In U.S. Constitutional scholarship, the Supreme Court's power to interpret the Constitution, even to overrule Congress if it held that Congress was violating the Constitution, originated with Marbury v. Madison, a decision of the Supreme Court. It was made plausible by the obvious need for someone to interpret ambiguities—and once established, could be gradually converted into the doctrine that, for legal purposes, the Constitution was whatever the Court said it was.
A second solution to the problem of working around rules that cannot be changed is to impose the desired rules through some mechanism to which the rules do not apply. Thus halakhic scholars defended the right of communal authorities in the diaspora to do things explicitly forbidden by Torah and/or previous rabbinic law on the theory that they had authority inherited from the kings of Israel, who had enforced their own law in a fashion clearly inconsistent with the constraints of religious law. Similarly, Islamic rulers created their own courts, outside of the courts that enforced Sharia, and used them to enforce rules inconsistent with the rules of Sharia, for example by convicting defendants without the eyewitness testimony of two Muslim witnesses, which Shari'a in most contexts required. The equivalent in U.S. Law is the use of the regulations of executive agencies to create the equivalent of laws without requiring congressional authorization.

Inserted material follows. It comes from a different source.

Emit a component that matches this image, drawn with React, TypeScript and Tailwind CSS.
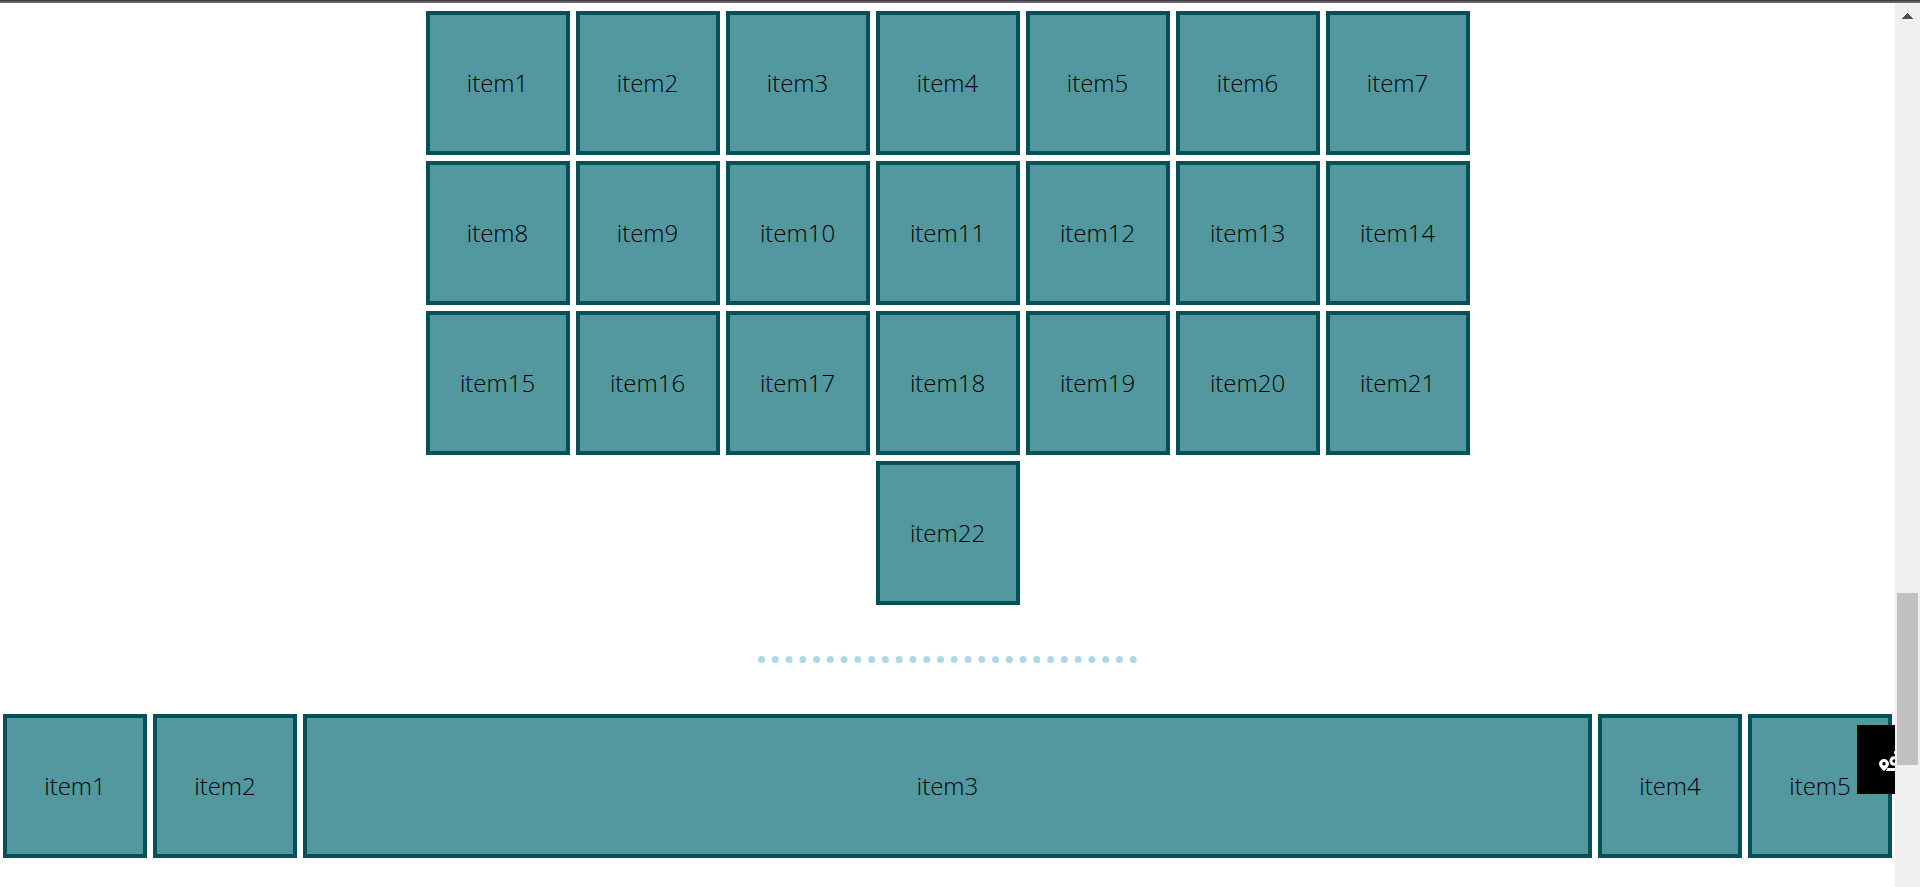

So far I have been focussing on one problem created by divine legislation—dealing with cases where God got it wrong, at least in the view of those interpreting and enforcing the law. A second problem is how to maintain judicial uniformity. What happens if two halakhic scholars, both judges, disagree about the interpretation of Torah? What they are disagreeing about is not what the law should be but what it is—and truth is not determined by majority vote. If each follows his interpretation, the result is a legal system where what outcome you get depends on which judge you go to.
The solution to that problem is, arguably, the point of the story of the furnace of Akhnai. The instruction in the Torah to deal with ambiguous questions by accepting the view of the majority was interpreted to mean that, while the truth was not determined by majority vote, the law was. A judge who held to a minority interpretation after the Sanhedrin had voted it down was entitled to continue to argue for his position, but to judge actual cases according to it was a criminal offense. It was an offense that led to Rabbi Eliezer being banned, despite the strongest possible evidence—the literal voice of God—that his view was correct.
That solution depended on the existence of the Sanhedrin, or some other well defined body of voters to decide legal disputes. The Sanhedrin gave its last decision in 358 A.D. Thereafter, legal uniformity depended on judges in the diaspora agreeing about what authorities they were willing to accept. The eventual result was the breakdown of legal uniformity, with different communities accepting the doctrines of different scholars, and with a good deal of law made by local communal authorities. The problem was ameliorated by the fact that most legal controversies were intra-communal, and so under a single set of rules.
Islamic law never had a similar doctrine of majority rule, with the result that differing interpretations were allowed to coexist and, in the form of the four orthodox schools of Sunni law, still do. But the doctrine of consensus at least provided some basis for the claim that certain issues had been settled, and so could not be reopened.
In U.S. Law, the authority of the Supreme Court provides, at least in principle, a solution to the problem. As with the Jewish case, law need not, and often is not, consistent across states, or even across federal circuits, although, in the latter case, inconsistencies seen as problematic provide a basis for Supreme Court review to eliminate them.
As these examples show, the problems of divinely inspired law, and the solutions, are similar across a considerable range of societies and legal systems.
 There is some dispute as to the exact meaning of the words used, but this is the usual reading. Questioning the exact meaning of words is one of the tactics for working around such fixed points.
 The first ten amendments, commonly referred to as the bill of rights, were passed along with the original Constitution.
 There has been dispute as to how much of the Bill of Rights is incorporated. McDonald v. Chicago, 561 U.S. 3025, 130 S.Ct. 3020 (2010) was the first case in which the Supreme Court held that the Second Amendment was incorporated via the 14th Amendment, and so applied to state governments as well as to the federal government.
 This only a partial list of the conditions Maimonides states in Mishnah Torah, Mamrim 7:1-12.
 While this sounds odd, it corresponds to the rule in U.S. trade secret law that in order for information to qualify as a trade secret it must be protected. In both cases, protection arguably is needed to provide notice to the appropriator that the secret, or cow, is actually claimed as someone’s property.
 One exception was United States v. Lopez, which held that the interstate commerce clause was not a sufficient basis for a federal law that made it unlawful for any individual knowingly to possess a firearm at a place that he knew or had reasonable cause to believe was a school zone.
 1 All the commandments that were given to Moshe at Sinai were given together with their interpretation, as it is written "and I will give thee the Tables of Stone, and the Law, and the Commandment" (Exodus 24,12). "Law" is the Written Law; and "Commandment" is its interpretation: We were commanded to fulfill the Law, according to the Commandment. And this Commandment is what is called the Oral Law.
2 The whole of the Law was written down by Moshe Our Teacher before he died, in his own hand. He gave a scroll of the Law to each tribe; and he put another scroll by the Ark for a witness, as it is written "take this book of the Law, and put it by the side of the Ark of the Covenant of the LORD your God, that it may be there for a witness against thee" (Deuteronomy 31,26).
3 But the Commandment, which is the interpretation of the Law--he did not write it down, but gave orders concerning it to the elders, to Yehoshua, and to all the rest of Israel, as it is written "all this word which I command you, that shall ye observe to do . . ." (Deuteronomy 13,1). For this reason, it is called the Oral Law.
(Maimonides, Mishnah Torah, Introduction)
 “In nothing do we see learned men more prone to untruth than in the fabrication of Traditions.” Quoted in Mohammed’s People, p. 242.